Today is the situation, that new jobs in underdeveloped countries are at the existence minimum of that country or below -- meaning, those people work their ass of, just to survive and make the big bosses richer. And additionally, the environments of the countries are polluted, resources are depleted ...
> But it does not work any more. The "growth" of the last two decades did go 99% into the pockets of the millionaires and billionaires.
According to the world bank, the number of people in poverty worldwide declined from about 1.9 billion in 1990 to about 1.2 billion in 2010. That is despite an increase in surveyed population of about 1.4 billion over the same period. ( http://iresearch.worldbank.org/PovcalNet/index.htm?1,0 )
Now, it is possible that economic growth over that period was so enormous that only 1% of it (or less, considering that there are more people in the world besides the very destitute, millionaires, and billionaires) was sufficient for that amazing reduction in poverty.
But it seems unlikely, so I would appreciate a source for the assertion "The 'growth' of the last two decades did go 99% into the pockets of the millionaires and billionaires."
I don't know, where you live. But I guess, that you live in a country, where critics of the capitalistic system does not appear in the media.
I don't care, what the world bank says. It is statistics. For example: How do they define "poverty"? By manipulating the definitions, I can prove anything to you.
It is a fact (and in my country, you can see it in the media), that in the developed countries, the rich got far much richer than the other people got.
That maybe some people in lower developed countries are better of now (by the statistics), might be, but their income is so low, that they do not really count against the growth in income in the other countries.
Please, don't tell me about the world bank. I don't trust organisations, that are installed for one main reason: To sell capitalism to the world.
Of course, if you read the right (right-wing) media, they will try to discredit it, but I did not yet read any plausible critic -- only wild tries to protect capitalism from any thinking.
I am arguing that for an average person there is no difference between 3% growth and 15% growth, but for mother Earth there is and I don't care about corporate CEOs (less than 1% of the global population) and the Rokafela bros. Sorry for my ignorance but I think an average person and our planet is more important than few fat bankers and their CEO friends. I know, I am a bad person.

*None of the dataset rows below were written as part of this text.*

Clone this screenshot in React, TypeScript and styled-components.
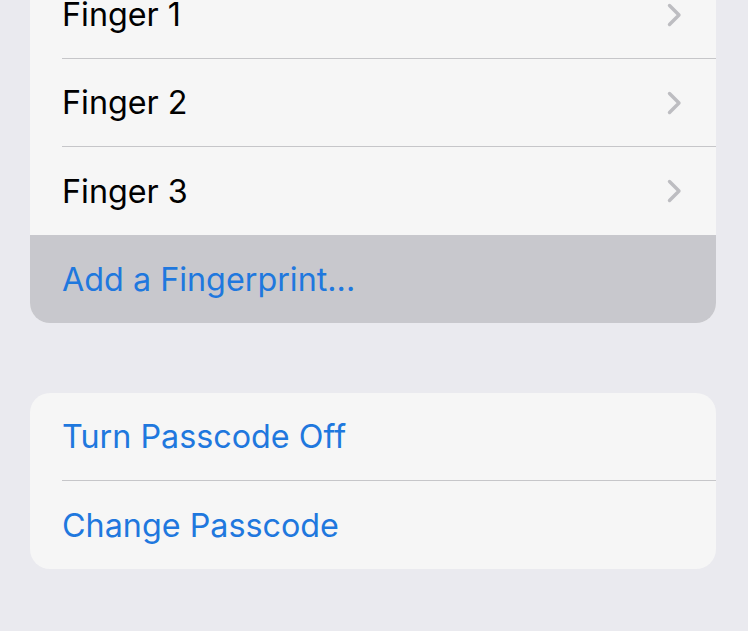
import React from "react";
import styled, { createGlobalStyle } from "styled-components";

const Global = createGlobalStyle`
  html, body {
    margin: 0;
    padding: 0;
    background: #eaeaef;
    overflow: hidden;
  }
  body {
    font-family: Inter, "Noto Sans", "Liberation Sans", sans-serif;
    -webkit-font-smoothing: antialiased;
  }
`;

const Screen = styled.div`
  width: 748px;
  height: 631px;
  background: #eaeaef;
  display: flex;
  flex-direction: column;
  gap: 70px;
  overflow: hidden;
`;

const Group = styled.div<{ $offset?: number }>`
  margin: ${(p) => p.$offset ?? 0}px 32px 0 30px;
  background: #f6f6f6;
  border-radius: 20px;
  overflow: hidden;
  display: flex;
  flex-direction: column;
`;

const Row = styled.div<{ $divider?: boolean; $pressed?: boolean }>`
  position: relative;
  height: ${(p) => (p.$divider ? 87 : 88)}px;
  margin-bottom: ${(p) => (p.$divider ? 1 : 0)}px;
  display: flex;
  align-items: center;
  justify-content: space-between;
  padding: 0 34px 0 32px;
  background: ${(p) => (p.$pressed ? "#c8c8cd" : "transparent")};

  &::after {
    content: "";
    display: ${(p) => (p.$divider ? "block" : "none")};
    position: absolute;
    left: 32px;
    right: 0;
    bottom: -1px;
    height: 1px;
    background: #c6c6c9;
  }
`;

const Label = styled.span<{ $action?: boolean }>`
  font-size: 32.3px;
  letter-spacing: 0;
  color: ${(p) => (p.$action ? "#1f78de" : "#000000")};
`;

const Chevron = () => (
  <svg width="15" height="24" viewBox="0 0 15 24" fill="none">
    <path
      d="M2.5 2.5 L12 12 L2.5 21.5"
      stroke="#bdbdc1"
      strokeWidth="3.4"
      strokeLinecap="round"
      strokeLinejoin="round"
    />
  </svg>
);

const fingers = ["Finger 1", "Finger 2", "Finger 3"];

export default function App() {
  return (
    <>
      <Global />
      <Screen>
        <Group $offset={-29}>
          {fingers.map((f, i) => (
            <Row key={f} $divider={i < fingers.length - 1}>
              <Label>{f}</Label>
              <Chevron />
            </Row>
          ))}
          <Row $pressed>
            <Label $action>Add a Fingerprint...</Label>
          </Row>
        </Group>
        <Group>
          <Row $divider>
            <Label $action>Turn Passcode Off</Label>
          </Row>
          <Row>
            <Label $action>Change Passcode</Label>
          </Row>
        </Group>
      </Screen>
    </>
  );
}
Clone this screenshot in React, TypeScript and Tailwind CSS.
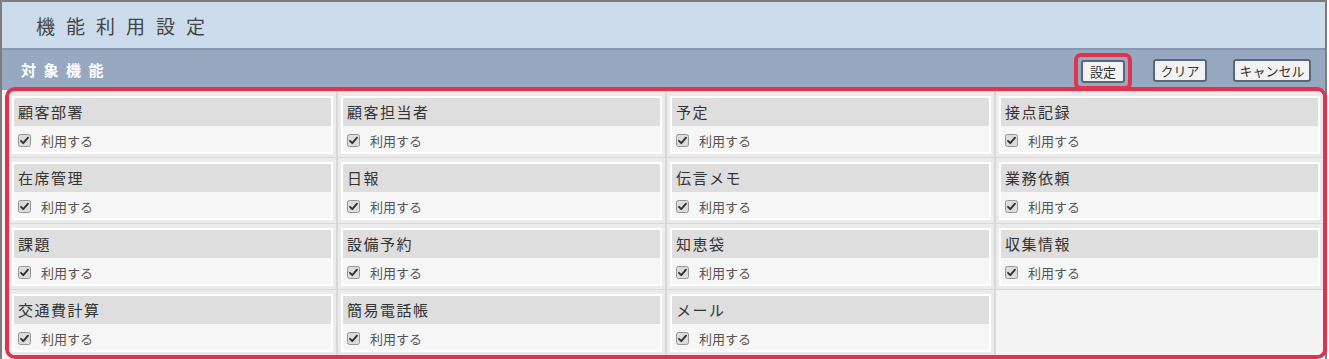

Economic growth does not necessarily imply destruction of the environment. The growth rate refers to the rate at which value of products and services in an economy grows. The aggregate environmental footprint may in fact shrink or grow slower than the GDP. I can think of three reasons why there could be a gap between GDP growth and environmental footprint growth:
Services. Most of the value in a modern economy lies in services whose footprint is a lot lower than manufacturing.
Software. Even in manufacturing increasing part of the value comes from non-material components like software and network services.
Recycling. Recycling and downcycling lower environmental footprint by reducing our need for raw materials.
That is just a theory. What do we have in practice:
- Some years ago, you could (yourself) exchange the battery of your mobile phone -- today, many mobile phones will be thrown away, when the battery is finished or any other part does not work any more. Todays "highest tech" industries are environmental nightmares. And now they even build tablet PCs that way, that should replace normal computers (see MS Surface).
- A lot more products are just build for fast consumption and recycling is still not in focus of most manufacturers. Instead, the waste from Europe is exported to Africa.
What I say: I am sure, that it would be possible, but with our todays ideology of growth for the sake of more and more profits and less and less regulation, that is just not "compatible".
It's actually more likely that your battery will be properly disposed of today than it was a decade ago. Its being integrated into the phone means it is handled in the entire "decommissioning" of the phone (when you recycle it, trade it in or even throw it away where it is fished out by garbage processing companies who make money by salvaging electronics out of garbage and preventing it from going to landfills.
The reality is, that very much (if not most) of our electronics garbage goes to Africa, where it goes to wild garbage dumps and young children are destroying their health by burning the valuable materials out of the garbage without any health or environmental measures.
Even when the phones are decomposed and parts are recycled, we are very far from recycling 100% of electronic gadgets. Maybe you could (with much effort, that is not cost effective) recycle 40% of the materials. The idiotic method of glueing all together makes things even more difficult!
What you tell here, is just science fiction, that is presented as facts from the media to give us better feelings.
I live in a country with very high standards for garbage recycling -- but even here, most of the stuff is either just dumped or burnt, since that is the most cost effective thing -- that is done, of course after the private households took much effort into waste separation -- it is just dumped/burnt together. I know that, because I brought my things separated to official recycling and was advised to dump it together into one big hole.
Don't believe, what media and press tells you, because governments want to shine a bright light on our industries! You are being just brain-washed.
You are welcome to move to Venezuela, Belarus or some other unlivable place. I'd prefer Europe to be economically free and in growing prosperity much like Singapore. Sadly most of EU citizens are overly brainwashed with statist propaganda from birth, and promoting degenerate policies which cause economic weakness.
This is one very good argument against the EU in its entirety. We don't need crooked politicians from a random country making decisions for the rest of the EU. It seems like things are going terribly wrong since this project started. The only gain we got is a higher dose of cocaine in the urine of the EU parliament members.
Could you conduct a detailed article and publish it please? I think it would be useful for people who are interested in this but don't have the background about JPEG or WEBP internals.